Whether this is your first saxophone or you’re looking to upgrade, knowing how to find the best tenor saxophone will help you learn the basics and make progress. You don’t need to spend a ton of money on a good instrument. But you should consider a few factors to help find the best saxophone for you. That way, you can enjoy playing and learning new music.

Consider The Specs

Many tenor saxophones have basic specs that cover the range of the instrument, such as a brass body and comfortable table keys for your left-hand pinky. But you can find tenors with a high F sharp key that makes it easier to play a half step above the normal range.

If you want or need to play higher notes, it can help to look for a tenor sax model with that extra key.
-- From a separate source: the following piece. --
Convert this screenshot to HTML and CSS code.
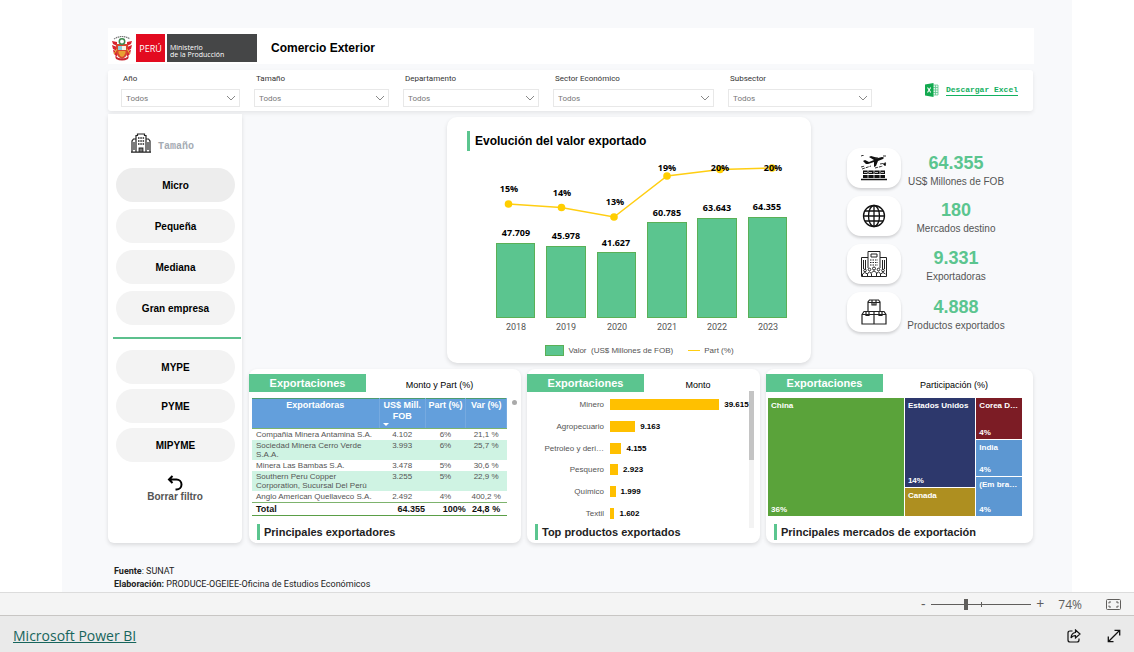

While you can play the note without it, doing so takes a lot of practice.

Another spec to consider is the metal and lacquer of the body. Along with brass, you can find nickel or silver saxophones. Many saxophones feature a clear lacquer, but you can also find saxes with copper, bronze, gold, and silver lacquers.

Compare Levels

Next, think about the level of tenor saxophone you want to buy. You can find intermediate and professional level horns, and they tend to have more specs and customizations than beginner instruments.

But more advanced models can also be more expensive, so they aren’t the best if you’re new to the saxophone. You may want to start on something more affordable as you learn. Beginner models are also usually easier for new players.

While there aren’t a ton of beginner tenor saxophones, you can learn on an intermediate model. And if you’ve played the alto saxophone before, learning the tenor on a more advanced instrument shouldn’t be too hard.

Determine Your Budget

As you consider the specs and level of the instrument to get, you can set a realistic budget. Many tenor saxophones cost between $1,000 and $5,000, though there are some exceptions. On the other hand, if you have a strict budget, you can use that to decide on the level of specs to get. If you don’t have much money, but don’t want to compromise on an instrument, consider looking for a used model.

Renting may also be an option if you want a beginner tenor saxophone. Some music stores offer rental programs, and you may even be able to buy the instrument after making enough monthly rental payments.

Try Them Out

tenor saxophone

After you choose a budget and figure out what kind of tenor saxophone you want, you should try a few. You may be able to try a tenor saxophone and decide that it’s the best one for you.

If so, you should still try a couple more instruments to compare them. That way, you can get an idea of ​​what you like or don’t like in a tenor sax. Testing instruments can also help you figure out how the tenor sax feels and sounds.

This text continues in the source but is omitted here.